Investments in chemical plants pour in as new petrochemical crackers provide the feedstock
Ronnie Lim Business Times 10 Feb 11;
(SINGAPORE) Chemical investments are streaming into Jurong Island as feedstock flows from its new petrochemical crackers. The chemicals that are churned out will go into producing a variety of everyday products, ranging from plastics, DVDs, plywood and paints to textiles.
Taiwan's Chang Chun Group is setting up three new plants here while Japan's Denka will open one more. Chang Chun expects to employ about 500 personnel for its Singapore operations, which will generate annual revenue of about S$1.5 billion.
A hint of the Taiwan group's investment was first dropped by Finance Minister Tharman Shanmugaratnam at a recent conference when he cited Dairen Chemicals as one of the new incoming chemical investors on Jurong, together with others like Lanxess and Asahi Kasei.
Dairen Chemicals is, in fact, a joint venture between Chang Chun and another Taiwanese group, Nan Pao Resins Chemical Company, industry sources said.
Chang Chun's three plants will cost a total of S$500 million and are expected to be up and running by the first quarter of 2013. One possible trigger for the investment is Shell's new US$3 billion petrochemical complex, from which the Taiwan group will source ethylene and propylene to help it meet the strong global demand for chemicals.
One of its new units is a 150,000 tonnes per year (tpa) allyl alcohol plant. Allyl alcohol is a starting material for a variety of speciality monomers and polymers (plastics).
Chang Chun is also setting up a 540,000 tpa cumene plant to make phenols that go into producing plywood, DVDs and CDs.
Its third plant will churn out 350,000 tpa of vinyl acetate monomer (VAM) which is used in paints, adhesives and textiles.
Meanwhile, Japan's Denka is investing S$46.5 million in its second plant here. The Japanese company first came to Singapore in the early 1980s when it started producing acetylene black here. That plant drew feedstocks from the first petrochemical complex here, Petrochemical Corporation of Singapore.
Its second investment here, at the Seraya sector on Jurong Island, will produce 20,000 tpa of chemicals that can go into producing automotive interior parts. This Denka IP plant is expected to use styrene feedstocks from the new Shell petrochemical complex.
The availability of feedstocks on Jurong Island was clearly a draw for Denka to invest here, given that its 16,000 tpa Chiba plant, near Tokyo, is already operating at full capacity to cater to markets like China, India and the Middle East.
To meet further market demand, and given 'the favourable business climate in Singapore', Denka said it decided to build the high-value styrene-based plant here. It has already secured land for the new plant which is targeted to start up in April 2012.

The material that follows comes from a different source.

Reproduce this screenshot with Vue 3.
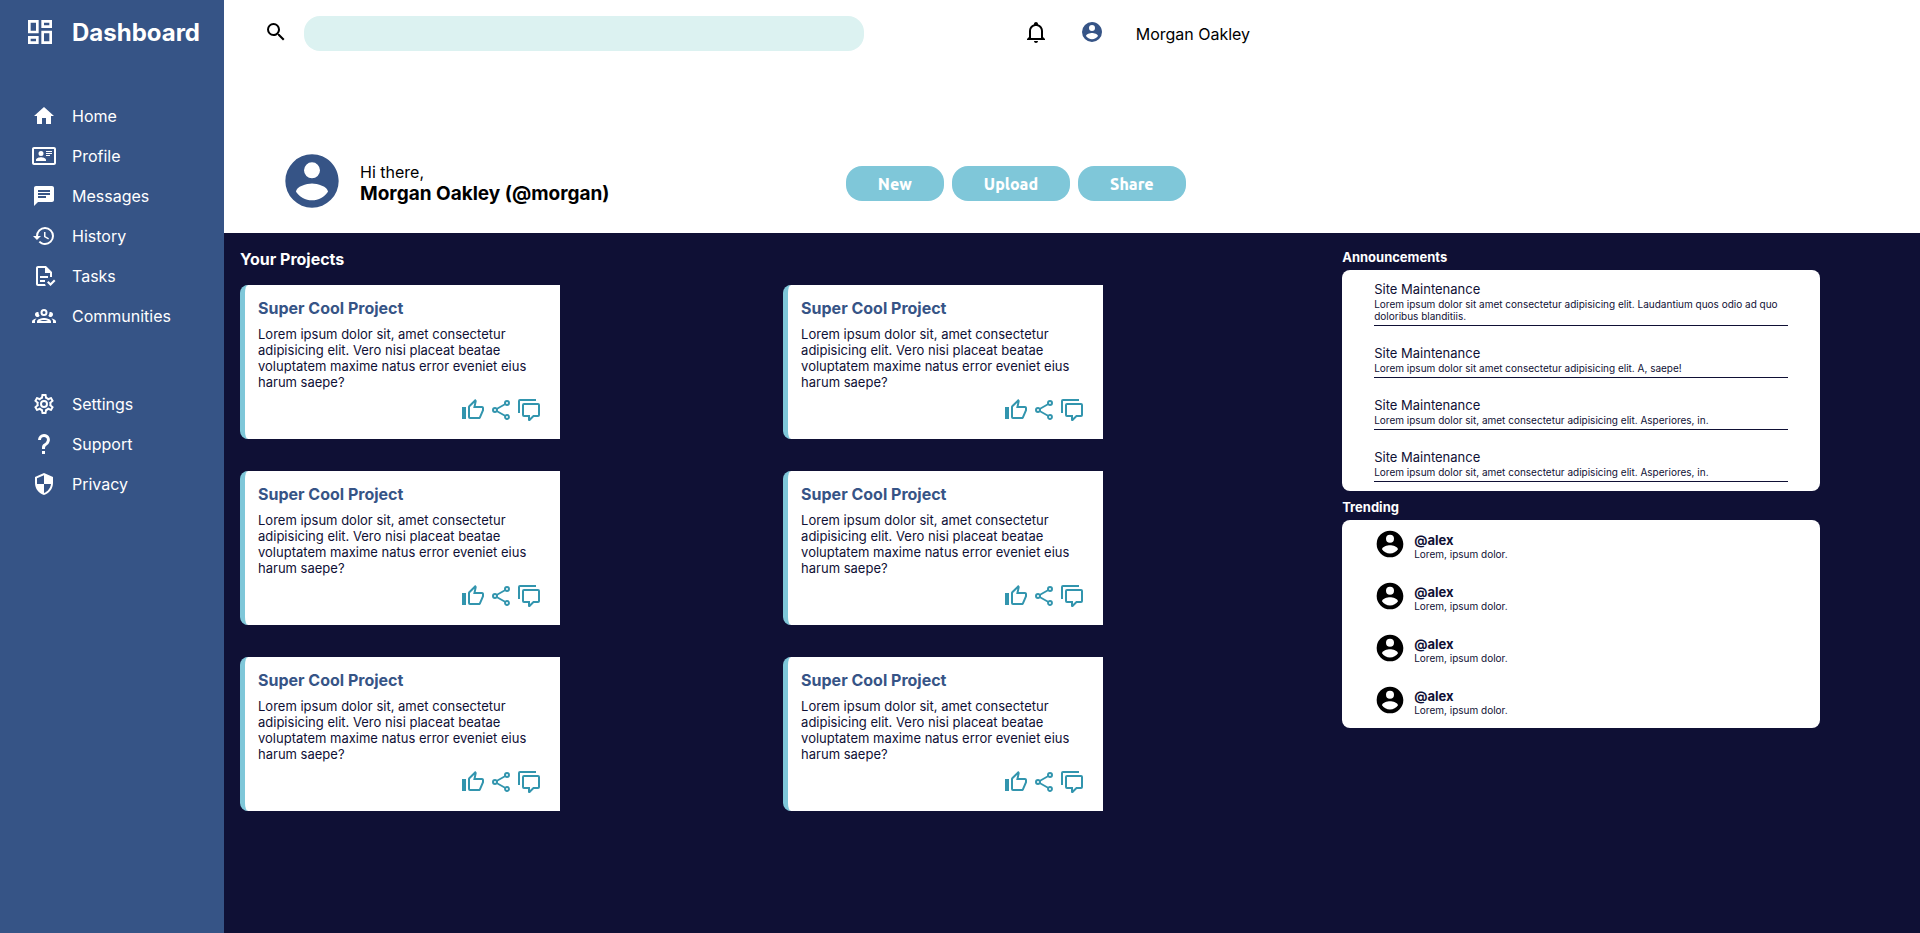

The Chang Chun and Denka investments are the latest in a stream of chemicals investments being made here.
The Economic Development Board said last month that 'the strong FAI (fixed asset investments) forecast for 2011 (of S$12-14 billion) is in part indicative of the interest in speciality chemicals projects that have been enabled by the two recent petrochemical crackers'.
Shell's new petrochemical complex started up early last year, while Exxon's US$5-6 billion second petrochemical complex is expected to start up later this year, or early next year.
The petrochemical complexes, including PCS, have drawn in a recent wave of Japanese synthetic rubber investors like Zeon Chemicals, Sumitomo Chemicals and Asahi Kasei, after Germany's Lanxess' S$712 million buytl rubber facility.
Shell is also ramping up production of high-purity ethylene oxide (HPEO) to fuel new investors making products like detergent and offshore drilling chemicals at a new 'HPEO corridor' there.